Personal information
- Born: Richard Lloyd Duwelius November 23, 1954 (age 70) Benton, Kentucky, U.S.
- Height: 6 ft 6 in (1.98 m)
- Weight: 196 lb (89 kg)
- College / University: Ohio State University

Volleyball information
- Position: Middle blocker
- Number: 5

National team
| 1977–1984 | United States |

Medal record
Men's volleyball
Representing the United States
Olympic Games
| Gold medal – first place | 1984 Los Angeles | Team |

= Rich Duwelius =

American volleyball player

Richard Lloyd Duwelius (born November 23, 1954) is an American former volleyball player who was a member of the United States national team that won the gold medal at the 1984 Summer Olympics in Los Angeles.

==College==
Duwelius played volleyball at Ohio State University with future Olympic teammates Marc Waldie and Aldis Berzins, including at the 1977 NCAA Championship.
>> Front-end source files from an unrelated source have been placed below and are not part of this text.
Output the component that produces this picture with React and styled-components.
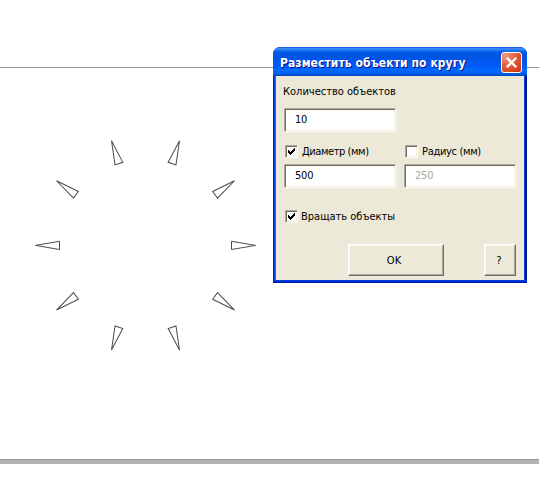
import React from "react";
import styled, { createGlobalStyle } from "styled-components";

const GlobalStyle = createGlobalStyle`
  *, *::before, *::after { box-sizing: border-box; }
  body { margin: 0; background: #fff; }
`;

const Page = styled.main`
  position: relative;
  display: flex;
  flex-direction: column;
  width: 539px;
  height: 495px;
  padding-top: 67px;
  overflow: hidden;
  background: #fff;
`;

const Canvas = styled.section`
  height: 392px;
  border-top: 1px solid #9c9c9c;
`;

const PageEdge = styled.div`
  height: 5px;
  background: #b3b3b3;
  border-top: 1px solid #999;
`;

const Drawing = styled.svg`
  display: block;
  fill: none;
  stroke: #4c4c4c;
  stroke-width: 1;
`;

const Dialog = styled.section`
  position: absolute;
  left: 273px;
  top: 47px;
  display: flex;
  flex-direction: column;
  width: 254px;
  height: 236px;
  border-radius: 7px 7px 0 0;
  overflow: hidden;
  padding: 0 3px 3px;
  background:
    linear-gradient(#0042e0, #0030cf 45%, #00149a) bottom / 100% 3px no-repeat,
    linear-gradient(90deg, #0019cf 0 1px, #0648ed 1px 2px, #166aee 2px 3px, transparent 3px) no-repeat,
    linear-gradient(270deg, #00138c 0 1px, #001ea0 1px 2px, #0441d8 2px 3px, transparent 3px) no-repeat,
    #0855dd;
  font-family: "DejaVu Sans Condensed", "DejaVu Sans", sans-serif;
  font-stretch: condensed;
  font-size: 11px;
  line-height: 14px;
  color: #000;
`;

const TitleBar = styled.header`
  display: flex;
  flex: none;
  align-items: flex-start;
  justify-content: space-between;
  height: 29px;
  margin: 0 -3px;
  padding: 5px 5px 0 7px;
  background: linear-gradient(
    #0831d9 0, #3c8cf8 1px, #227cf2 3px, #0259e5 5px, #0054e3 9px,
    #0055eb 13px, #005bf5 19px, #026afe 23px, #0062ef 26px, #0052d6 28px, #0040ab 29px
  );
`;

const Title = styled.h1`
  margin: 4px 0 0;
  font: bold 12px/15px "DejaVu Sans Condensed", "DejaVu Sans", sans-serif;
  font-stretch: condensed;
  letter-spacing: 0.08px;
  color: #fff;
  text-shadow: 1px 1px 0 #0f1089;
  white-space: nowrap;
`;

const CloseButton = styled.button`
  display: grid;
  place-items: center;
  width: 21px;
  height: 21px;
  padding: 0;
  border: 1px solid #fff;
  border-radius: 3px;
  background: radial-gradient(circle at 20% 15%, #f09a80 0, #e35e3c 45%, #d9431c 80%, #b9300c 100%);
`;

const Cross = styled.svg`
  width: 19px;
  height: 19px;
  stroke: #fff;
  stroke-width: 2.3;
`;

const Body = styled.form`
  display: flex;
  flex: 1;
  flex-direction: column;
  align-items: flex-start;
  padding: 9px 8px 4px;
  background: #ece9d8;
`;

const Label = styled.span`
  white-space: nowrap;
  letter-spacing: ${(p) => p.$tracking || 0}px;
`;

const CountLabel = styled(Label)`
  display: block;
  margin: 0 0 9px -1px;
`;

const Field = styled.input`
  display: block;
  width: 112px;
  height: 24px;
  margin: 0;
  padding: 0 0 1px 10px;
  border: 1px solid;
  border-color: #aca899 #fbfaf5 #fbfaf5 #aca899;
  border-radius: 0;
  outline: 0;
  box-shadow: inset 1px 1px 0 #716f64, inset -1px -1px 0 #f1efe2;
  background: #fff;
  color: ${(p) => (p.disabled ? "#aca899" : "#000")};
  font: inherit;
  letter-spacing: -0.2px;
`;

const Columns = styled.div`
  display: flex;
  gap: 8px;
  margin-top: 13px;
`;

const Column = styled.div`
  display: flex;
  flex-direction: column;
  gap: 6px;
`;

const Option = styled.div`
  display: flex;
  height: 13px;
  padding-left: 1px;
  gap: ${(p) => p.$gap}px;
  align-items: flex-start;
`;

const Box = styled.span`
  display: block;
  flex: none;
  width: 13px;
  height: 13px;
  padding: 1px;
  border: 1px solid;
  border-color: #aca899 #fff #fff #aca899;
  box-shadow: inset 1px 1px 0 #716f64, inset -1px -1px 0 #f1efe2;
  background: #fff;
`;

const Tick = styled.svg`
  display: block;
  width: 9px;
  height: 9px;
  fill: #000;
  shape-rendering: crispEdges;
`;

const RotateRow = styled.div`
  margin-top: 22px;
`;

const Actions = styled.div`
  display: flex;
  gap: 40px;
  margin: auto 0 0 64px;
`;

const PushButton = styled.button`
  width: ${(p) => p.$width}px;
  height: 32px;
  padding: 1px ${(p) => p.$nudge || 0}px 0 0;
  border: 1px solid;
  border-color: #fff #716f64 #716f64 #fff;
  border-radius: 0;
  background: #ece9d8;
  box-shadow: inset -1px -1px 0 #aca899, inset 1px 1px 0 #f8f7f0;
  font: inherit;
  color: #000;
`;

const ANGLES = [0, 36, 72, 108, 144, 180, 216, 252, 288, 324];

function CheckOption({ checked, tracking, gap = 4, children }) {
  return (
    <Option $gap={gap}>
      <Box role="checkbox" aria-checked={checked}>
        {checked && (
          <Tick viewBox="0 0 9 9">
            <path d="M1 3h1v1h1v1h1v-1h1v-1h1v-1h1v-1h1v3h-1v1h-1v1h-1v1h-1v1h-1v-1h-1v-1h-1z" />
          </Tick>
        )}
      </Box>
      <Label $tracking={tracking}>{children}</Label>
    </Option>
  );
}

export default function App() {
  return (
    <>
      <GlobalStyle />
      <Page>
        <Canvas>
          <Drawing width="272" height="391" viewBox="0 68 272 391">
            {ANGLES.map((angle) => (
              <path
                key={angle}
                d="M86 -4.1L110 0L86 4.1Z"
                transform={`translate(145.5 245.4) rotate(${angle})`}
              />
            ))}
          </Drawing>
        </Canvas>
        <PageEdge />
        <Dialog role="dialog">
          <TitleBar>
            <Title>Разместить объекти по кругу</Title>
            <CloseButton aria-label="Закрыть">
              <Cross viewBox="0 0 19 19">
                <path d="M4.7 4.7L14.3 14.3M14.3 4.7L4.7 14.3" />
              </Cross>
            </CloseButton>
          </TitleBar>
          <Body>
            <CountLabel>Количество объектов</CountLabel>
            <Field defaultValue="10" />
            <Columns>
              <Column>
                <CheckOption checked tracking={-0.42}>Диаметр (мм)</CheckOption>
                <Field defaultValue="500" />
              </Column>
              <Column>
                <CheckOption checked={false} tracking={-0.32}>Радиус (мм)</CheckOption>
                <Field defaultValue="250" disabled />
              </Column>
            </Columns>
            <RotateRow>
              <CheckOption checked gap={3}>Вращать объекты</CheckOption>
            </RotateRow>
            <Actions>
              <PushButton type="button" $width={96} $nudge={4}>OK</PushButton>
              <PushButton type="button" $width={32} $nudge={2}>?</PushButton>
            </Actions>
          </Body>
        </Dialog>
      </Page>
    </>
  );
}
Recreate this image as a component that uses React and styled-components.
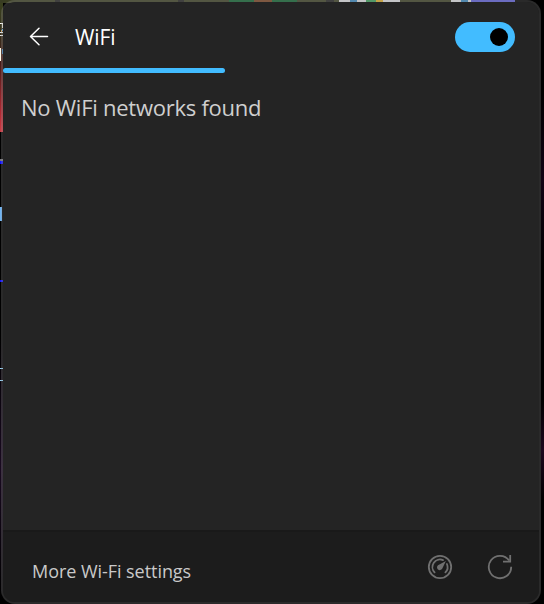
import React from "react";
import styled, { createGlobalStyle } from "styled-components";

const Global = createGlobalStyle`
  * { box-sizing: border-box; }
  html, body { margin: 0; background: #000; overflow: hidden; }
`;

const layer = (color, x, y, w, h) =>
  `linear-gradient(${color}, ${color}) ${x}px ${y}px / ${w}px ${h}px no-repeat`;

const wallpaper = [
  layer("#3a84b8", 350, 0, 7, 2),
  layer("#3a9a56", 366, 0, 10, 2),
  layer("#d6a82a", 376, 0, 7, 2),
  layer("#d4d6d8", 339, 0, 61, 2),
  layer("#3a84b8", 461, 0, 7, 2),
  layer("#d4d6d8", 451, 0, 20, 2),
  layer("#5a5cd0", 471, 0, 44, 2),
  layer("#754020", 254, 0, 18, 2),
  layer("#106030", 229, 0, 68, 2),
  layer("#20211f", 55, 0, 5, 3),
  layer("#20211f", 178, 0, 6, 3),
  layer("#20211f", 326, 0, 8, 3),
  layer("#393d22", 0, 0, 451, 3),
  layer("#ffffff", 0, 23, 3, 1),
  layer("#e0e0d0", 2, 24, 1, 4),
  layer("#d8a060", 1, 30, 1, 2),
  layer("#5fa8e0", 2, 29, 1, 2),
  layer("#e8e8e8", 0, 32, 3, 1),
  layer("#e8e8e8", 0, 35, 3, 1),
  layer("#fff8e8", 0, 48, 1, 13),
  layer("#3f80b8", 2, 49, 1, 5),
  "linear-gradient(#3b421f, #35301c 25%, #491b18 48%, #b02832 85%, #cf3943) 0 0 / 3px 132px no-repeat",
  layer("#77777c", 0, 159, 3, 2),
  layer("#1010ff", 0, 161, 3, 3),
  layer("#6fb4f4", 0, 207, 2, 14),
  layer("#1010ff", 0, 280, 3, 2),
  layer("#94d2f4", 0, 368, 3, 1),
  layer("#94d2f4", 0, 380, 3, 1),
  "linear-gradient(transparent, #190a20 50%, transparent) 0 335px / 3px 265px no-repeat",
  "linear-gradient(transparent, #110414 50%, transparent) 541px 90px / 3px 180px no-repeat",
  "linear-gradient(transparent, #1b081d 50%, transparent) 541px 400px / 3px 100px no-repeat",
  "#000",
].join(", ");

const Desktop = styled.div`
  width: 544px;
  height: 604px;
  padding: 0 3px 0 1px;
  background: ${wallpaper};
  font-family: "Open Sans", "Noto Sans", sans-serif;
`;

const Panel = styled.main`
  height: 604px;
  display: flex;
  flex-direction: column;
  overflow: hidden;
  border: 2px solid rgba(150, 150, 150, 0.28);
  border-radius: 14px;
  background: #242424 padding-box;
`;

const Header = styled.header`
  height: 66px;
  flex: none;
  display: flex;
  align-items: center;
  padding: 4px 24px 0 25px;
`;

const IconButton = styled.button`
  display: flex;
  padding: 0;
  border: 0;
  background: none;
  color: ${(p) => p.$color};
`;

const Title = styled.h1`
  margin: 0 auto 0 23px;
  font-size: 21px;
  line-height: 30px;
  font-weight: 400;
  letter-spacing: -0.1px;
  color: #fff;
`;

const Switch = styled.button`
  width: 60px;
  height: 30px;
  padding: 0 7px;
  display: flex;
  align-items: center;
  justify-content: flex-end;
  border: 0;
  border-radius: 15px;
  background: #42bcff;
`;

const Thumb = styled.span`
  width: 18px;
  height: 18px;
  border-radius: 50%;
  background: #000;
`;

const Progress = styled.div`
  width: 222px;
  height: 5px;
  flex: none;
  border-radius: 2.5px;
  background: #42bcff;
`;

const Content = styled.section`
  flex: 1;
  padding: 19px 18px;
`;

const Message = styled.p`
  margin: 0;
  font-size: 22px;
  line-height: 30px;
  letter-spacing: -0.25px;
  color: #cfcfcf;
`;

const Footer = styled.footer`
  height: 72px;
  flex: none;
  display: flex;
  align-items: center;
  padding: 0 26px 0 29px;
  border-top: 2px solid #191919;
  background: #1c1c1c;
`;

const SettingsLink = styled.span`
  margin-right: auto;
  padding-top: 8px;
  font-size: 18px;
  line-height: 26px;
  letter-spacing: -0.05px;
  color: #c9c9c9;
`;

const Actions = styled.div`
  display: flex;
  gap: 34px;
`;

const BackIcon = () => (
  <svg width="24" height="22" viewBox="0 0 24 22" fill="none" stroke="currentColor" strokeWidth="1.5" strokeLinecap="round" strokeLinejoin="round">
    <path d="M19.5 10.5H2.7M11 2.3L2.5 10.5L11 18.7" />
  </svg>
);

const GaugeIcon = () => (
  <svg width="26" height="26" viewBox="0 0 26 26" fill="none" stroke="currentColor" strokeWidth="1.8" strokeLinecap="round">
    <circle cx="13" cy="13" r="11.2" />
    <path d="M7.6 18.4A7.6 7.6 0 0 1 16 6.1M19.9 10A7.6 7.6 0 0 1 18.4 18.4" />
    <path d="M18.9 6.9L11 11.2A2.8 2.8 0 1 0 15.2 14.8Z" fill="currentColor" stroke="none" />
  </svg>
);

const RefreshIcon = () => (
  <svg width="26" height="26" viewBox="0 0 26 26" fill="none" stroke="currentColor" strokeWidth="1.8">
    <path d="M24.2 12.8A11.2 11.2 0 1 1 22.2 6.6" />
    <path d="M23.2 1V7.7H16" />
  </svg>
);

export default function App() {
  return (
    <Desktop>
      <Global />
      <Panel>
        <Header>
          <IconButton $color="#fff" aria-label="Back"><BackIcon /></IconButton>
          <Title>WiFi</Title>
          <Switch role="switch" aria-checked="true" aria-label="WiFi"><Thumb /></Switch>
        </Header>
        <Progress />
        <Content><Message>No WiFi networks found</Message></Content>
        <Footer>
          <SettingsLink>More Wi-Fi settings</SettingsLink>
          <Actions>
            <IconButton $color="#707070" aria-label="Speed test"><GaugeIcon /></IconButton>
            <IconButton $color="#707070" aria-label="Refresh"><RefreshIcon /></IconButton>
          </Actions>
        </Footer>
      </Panel>
    </Desktop>
  );
}
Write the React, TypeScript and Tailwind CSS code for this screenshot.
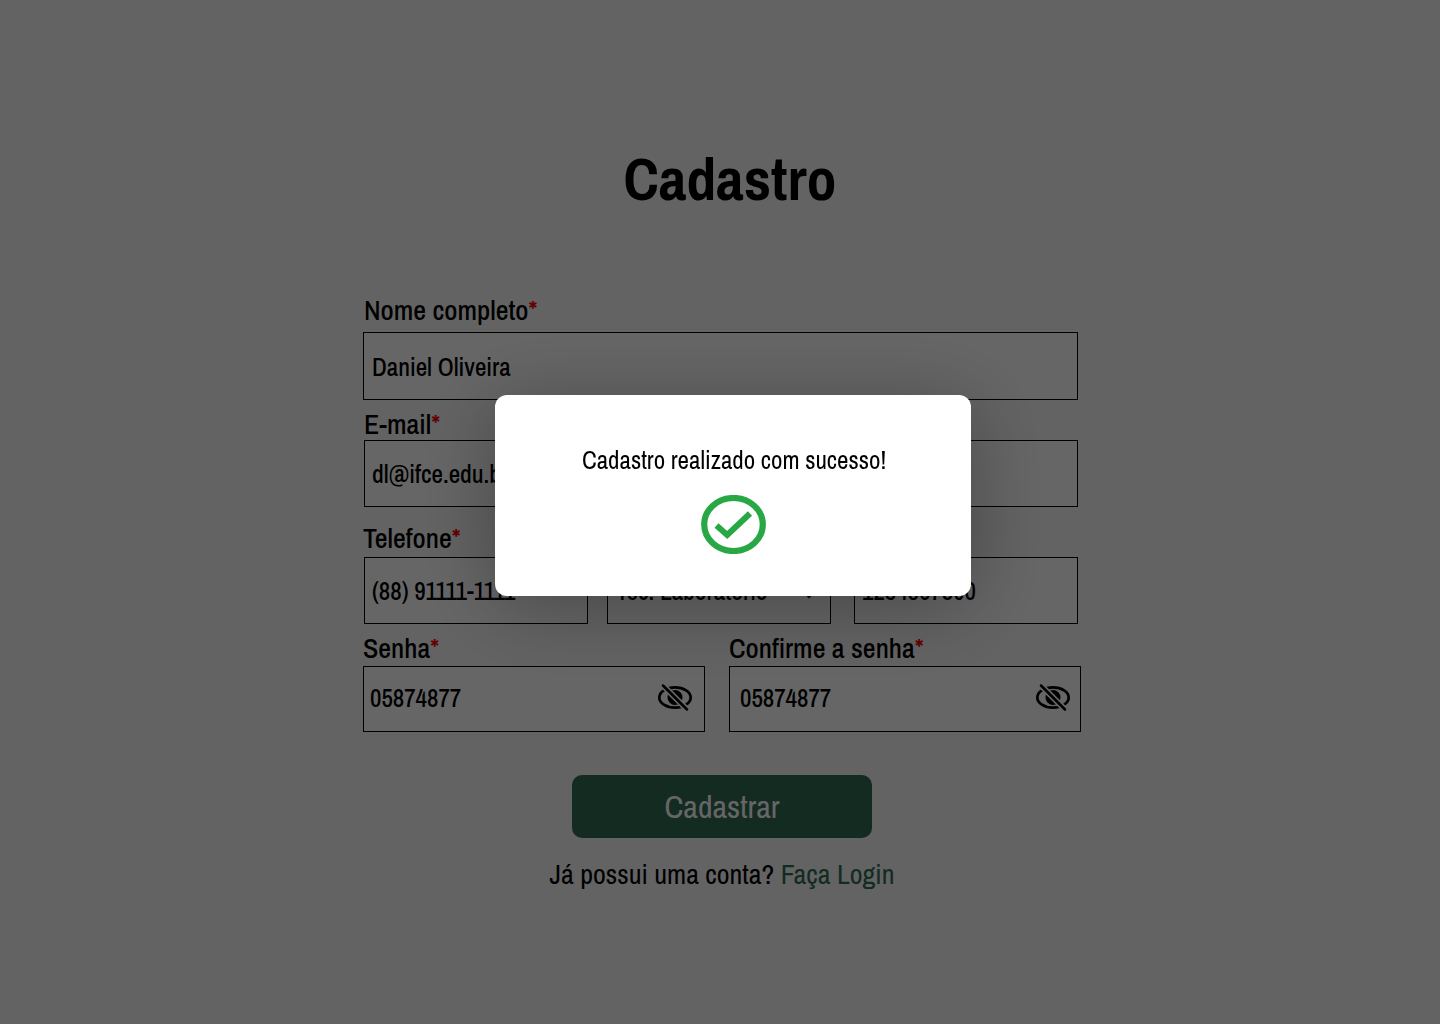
import { useId, useState, type ReactNode } from "react";

const inputBase =
  "w-full border border-black bg-white text-[25px] leading-8 font-medium text-black outline-none";

function Label({ htmlFor, children }: { htmlFor: string; children: ReactNode }) {
  return (
    <label htmlFor={htmlFor} className="block text-[28px] leading-8 font-medium whitespace-nowrap">
      {children}
      <span className="text-[#ff0000]">*</span>
    </label>
  );
}

function EyeOff() {
  const maskId = useId();
  return (
    <svg viewBox="0 0 36 30" className="h-[30px] w-9" fill="none" stroke="#000" aria-hidden="true">
      <mask id={maskId} maskUnits="userSpaceOnUse" x="0" y="0" width="36" height="30">
        <rect width="36" height="30" fill="#fff" stroke="none" />
        <path d="M2 -1.500L34 30.500" stroke="#000" strokeWidth="6" />
      </mask>
      <g mask={`url(#${maskId})`}>
        <ellipse cx="18" cy="14.500" rx="15.700" ry="10.200" strokeWidth="2.700" />
        <circle cx="18" cy="14.500" r="7.500" fill="#000" stroke="none" />
      </g>
      <path d="M6 2.500L30 26.500" strokeWidth="2.500" strokeLinecap="round" />
    </svg>
  );
}

function PasswordField({
  id,
  label,
  className,
  boxClassName,
}: {
  id: string;
  label: string;
  className: string;
  boxClassName: string;
}) {
  const [visible, setVisible] = useState(true);
  return (
    <div className={className}>
      <Label htmlFor={id}>{label}</Label>
      <div className={`mt-0.5 flex h-[66px] items-center border border-black bg-white pb-0.5 ${boxClassName}`}>
        <input
          id={id}
          type={visible ? "text" : "password"}
          defaultValue="05874877"
          className="min-w-0 flex-1 text-[25px] leading-8 font-medium outline-none"
        />
        <button type="button" aria-label="Mostrar ou ocultar senha" onClick={() => setVisible(!visible)}>
          <EyeOff />
        </button>
      </div>
    </div>
  );
}

export default function App() {
  return (
    <div className="min-h-screen bg-[#f7f7f7] font-['Archivo_Narrow','Liberation_Sans_Narrow','Liberation_Sans',sans-serif] text-black">
      <main className="mx-auto flex max-w-[722px] flex-col pt-[143px] pb-16 pl-1">
        <h1 className="pl-4 text-center text-[60px] leading-[72px] font-bold">Cadastro</h1>
        <form className="mt-[79px] flex flex-col" onSubmit={(e) => e.preventDefault()}>
          <div className="pr-[3px]">
            <div className="pl-px">
              <Label htmlFor="nome">Nome completo</Label>
            </div>
            <input id="nome" defaultValue="Daniel Oliveira" className={`${inputBase} mt-1.5 h-[68px] px-2 pt-0.5`} />
          </div>
          <div className="mt-2 pr-[3px] pl-px">
            <Label htmlFor="email">E-mail</Label>
            <input id="email" type="email" defaultValue="dl@ifce.edu.br" className={`${inputBase} h-[67px] px-[7px]`} />
          </div>
          <div className="mt-[15px] flex justify-between pr-[3px]">
            <div className="w-[225px]">
              <Label htmlFor="telefone">Telefone</Label>
              <div className="pl-px">
                <input
                  id="telefone"
                  type="tel"
                  defaultValue="(88) 91111-1111"
                  className={`${inputBase} mt-[3px] h-[67px] px-[7px]`}
                />
              </div>
            </div>
            <div className="mr-1 w-[224px]">
              <Label htmlFor="cargo">Cargo</Label>
              <div className="relative">
                <select id="cargo" className={`${inputBase} mt-[3px] h-[67px] appearance-none px-2`}>
                  <option>Tec. Laboratório</option>
                </select>
                <svg
                  viewBox="0 0 16 10"
                  className="pointer-events-none absolute top-[35px] right-3.5 h-2.5 w-4"
                  fill="none"
                  stroke="#000"
                  strokeWidth="2"
                  aria-hidden="true"
                >
                  <path d="M1 1L8 8L15 1" />
                </svg>
              </div>
            </div>
            <div className="w-[224px]">
              <Label htmlFor="siape">SIAPE</Label>
              <input id="siape" defaultValue="1234567890" className={`${inputBase} mt-[3px] h-[67px] px-[7px]`} />
            </div>
          </div>
          <div className="mt-2 flex gap-6">
            <PasswordField id="senha" label="Senha" className="w-[342px]" boxClassName="pl-1.5 pr-[11px]" />
            <PasswordField id="confirma" label="Confirme a senha" className="flex-1" boxClassName="pl-2.5 pr-[9px]" />
          </div>
          <button
            type="submit"
            className="mt-[43px] h-[63px] w-[300px] self-center rounded-[10px] bg-[#326b55] text-[32px] leading-10 text-white"
          >
            Cadastrar
          </button>
        </form>
        <p className="mt-5 text-center text-[28px] leading-8">
          Já possui uma conta?{" "}
          <a href="#login" className="text-[#326b55]">
            Faça Login
          </a>
        </p>
      </main>

      <div className="fixed inset-0 flex items-center justify-center bg-black/60 pb-[33px] pl-[26px]">
        <div
          role="dialog"
          aria-modal="true"
          aria-labelledby="mensagem"
          className="flex h-[201px] w-[476px] flex-col items-center rounded-xl bg-white pt-[49px] shadow-[0_10px_80px_rgba(0,0,0,0.3)]"
        >
          <p id="mensagem" className="pl-0.5 text-[25px] leading-8">
            Cadastro realizado com sucesso!
          </p>
          <svg viewBox="0 0 65 59" className="mt-[19px] h-[59px] w-[65px]" fill="none" stroke="#28a745" aria-hidden="true">
            <ellipse cx="32.500" cy="29.500" rx="29.300" ry="26.500" strokeWidth="6.200" />
            <path d="M15.500 30.500L26.200 40L49 18.500" strokeWidth="6" />
          </svg>
        </div>
      </div>
    </div>
  );
}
Duwelius graduated from Ohio State in 1977 with a bachelor's degree in chemical engineering.

==Coaching==

Duwelius was a volleyball coach at Mitchell College in New London, Connecticut, and the Coast Guard Academy, also in New London.

Duwelius was the head coach of the Ledyard High School girls' volleyball team, in Ledyard, Connecticut.